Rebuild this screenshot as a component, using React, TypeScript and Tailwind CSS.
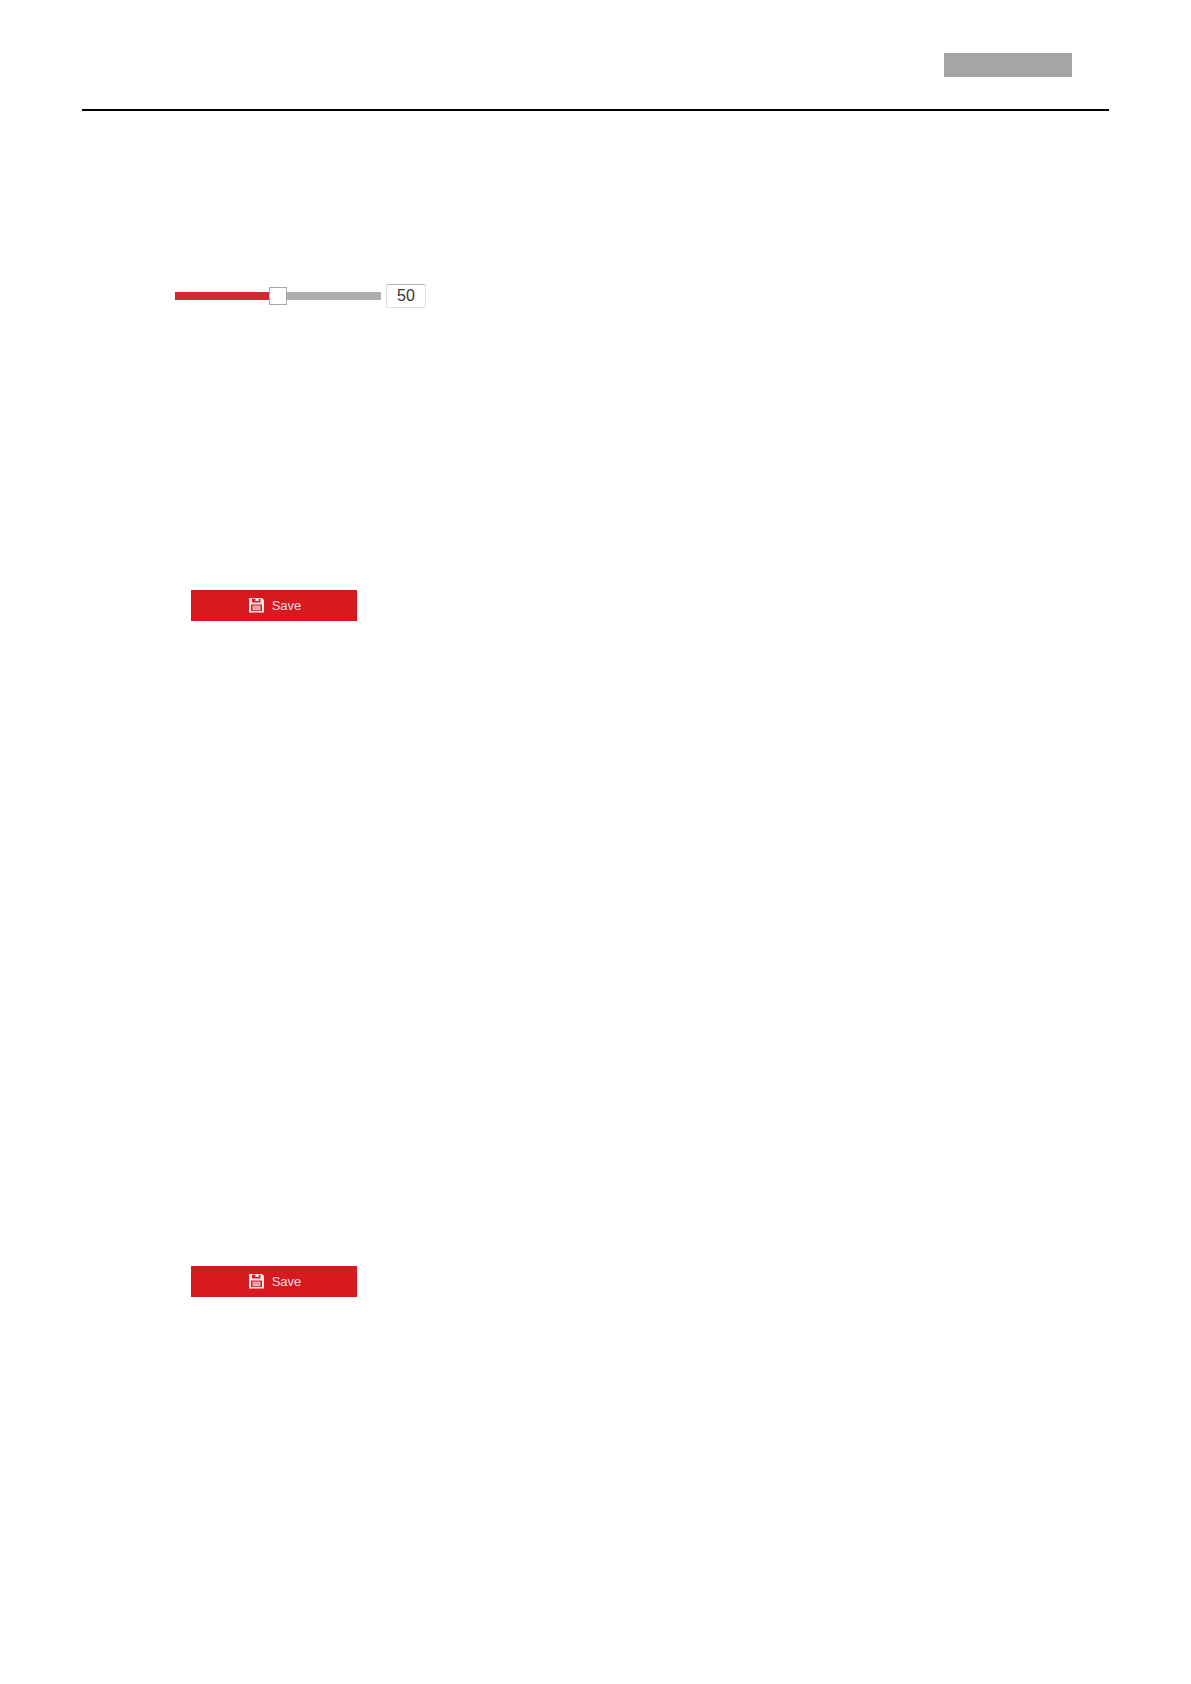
import { useState } from "react";

function SaveIcon() {
  return (
    <svg viewBox="0 0 15 15" className="h-[15px] w-[15px]" aria-hidden="true">
      <path
        fill="#fdeeee"
        fillRule="evenodd"
        d="M0 0H13L15 2V14.5H0ZM3 .8V4.6H11.5V.8H9.8V3H6.4V.8ZM2 6.6V13H13V6.6Z"
      />
      <path fill="#f3b4b6" d="M3.5 7.6h8v4.6h-8z" />
      <path fill="#e0898c" d="M4.5 8.8h6v.6h-6zM4.5 10.4h6v.6h-6z" />
    </svg>
  );
}

function SaveButton() {
  return (
    <button
      type="button"
      className="flex h-[31px] w-[166px] cursor-pointer items-center justify-center gap-2 bg-[#d71920] pl-0.5 text-[13px] leading-4 text-[#fbdfe0]"
    >
      <SaveIcon />
      Save
    </button>
  );
}

function LevelSlider() {
  const [level, setLevel] = useState(50);

  return (
    <div className="flex items-center gap-[5px]">
      <input
        type="range"
        aria-label="Level"
        min={0}
        max={100}
        value={level}
        onChange={(e) => setLevel(Number(e.target.value))}
        style={{
          backgroundImage: `linear-gradient(to right, #cd2a32 ${level}%, #adadad ${level}%)`,
        }}
        className="h-2 w-[206px] cursor-pointer appearance-none [&::-webkit-slider-thumb]:h-[18px] [&::-webkit-slider-thumb]:w-[18px] [&::-webkit-slider-thumb]:appearance-none [&::-webkit-slider-thumb]:border [&::-webkit-slider-thumb]:border-[#a8a8a8] [&::-webkit-slider-thumb]:bg-white"
      />
      <input
        type="text"
        aria-label="Level value"
        value={level}
        onChange={(e) => setLevel(Number(e.target.value) || 0)}
        className="h-6 w-10 rounded-xs border border-[#dedede] border-t-[#b4b4b4] bg-white text-center text-base text-[#333333]"
      />
    </div>
  );
}

export default function App() {
  return (
    <div className="min-h-screen bg-white px-[82px] font-['Liberation_Sans',Arial,sans-serif]">
      <header className="flex justify-end border-b-2 border-black pt-[53px] pr-[37px] pb-8">
        <div className="h-6 w-32 bg-[#a5a5a5]" />
      </header>

      <main className="flex flex-col pt-[173px] pb-24">
        <section className="pl-[93px]">
          <LevelSlider />
        </section>
        <section className="mt-[282px] pl-[109px]">
          <SaveButton />
        </section>
        <section className="mt-[645px] pl-[109px]">
          <SaveButton />
        </section>
      </main>
    </div>
  );
}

• WHAT TO PRODUCE
Reproduce the material word for word, minus the images.

• RESULT FOR THIS TASK
Rebuild this screenshot as a component, using React, TypeScript and Tailwind CSS.
import { useState } from "react";

function SaveIcon() {
  return (
    <svg viewBox="0 0 15 15" className="h-[15px] w-[15px]" aria-hidden="true">
      <path
        fill="#fdeeee"
        fillRule="evenodd"
        d="M0 0H13L15 2V14.5H0ZM3 .8V4.6H11.5V.8H9.8V3H6.4V.8ZM2 6.6V13H13V6.6Z"
      />
      <path fill="#f3b4b6" d="M3.5 7.6h8v4.6h-8z" />
      <path fill="#e0898c" d="M4.5 8.8h6v.6h-6zM4.5 10.4h6v.6h-6z" />
    </svg>
  );
}

function SaveButton() {
  return (
    <button
      type="button"
      className="flex h-[31px] w-[166px] cursor-pointer items-center justify-center gap-2 bg-[#d71920] pl-0.5 text-[13px] leading-4 text-[#fbdfe0]"
    >
      <SaveIcon />
      Save
    </button>
  );
}

function LevelSlider() {
  const [level, setLevel] = useState(50);

  return (
    <div className="flex items-center gap-[5px]">
      <input
        type="range"
        aria-label="Level"
        min={0}
        max={100}
        value={level}
        onChange={(e) => setLevel(Number(e.target.value))}
        style={{
          backgroundImage: `linear-gradient(to right, #cd2a32 ${level}%, #adadad ${level}%)`,
        }}
        className="h-2 w-[206px] cursor-pointer appearance-none [&::-webkit-slider-thumb]:h-[18px] [&::-webkit-slider-thumb]:w-[18px] [&::-webkit-slider-thumb]:appearance-none [&::-webkit-slider-thumb]:border [&::-webkit-slider-thumb]:border-[#a8a8a8] [&::-webkit-slider-thumb]:bg-white"
      />
      <input
        type="text"
        aria-label="Level value"
        value={level}
        onChange={(e) => setLevel(Number(e.target.value) || 0)}
        className="h-6 w-10 rounded-xs border border-[#dedede] border-t-[#b4b4b4] bg-white text-center text-base text-[#333333]"
      />
    </div>
  );
}

export default function App() {
  return (
    <div className="min-h-screen bg-white px-[82px] font-['Liberation_Sans',Arial,sans-serif]">
      <header className="flex justify-end border-b-2 border-black pt-[53px] pr-[37px] pb-8">
        <div className="h-6 w-32 bg-[#a5a5a5]" />
      </header>

      <main className="flex flex-col pt-[173px] pb-24">
        <section className="pl-[93px]">
          <LevelSlider />
        </section>
        <section className="mt-[282px] pl-[109px]">
          <SaveButton />
        </section>
        <section className="mt-[645px] pl-[109px]">
          <SaveButton />
        </section>
      </main>
    </div>
  );
}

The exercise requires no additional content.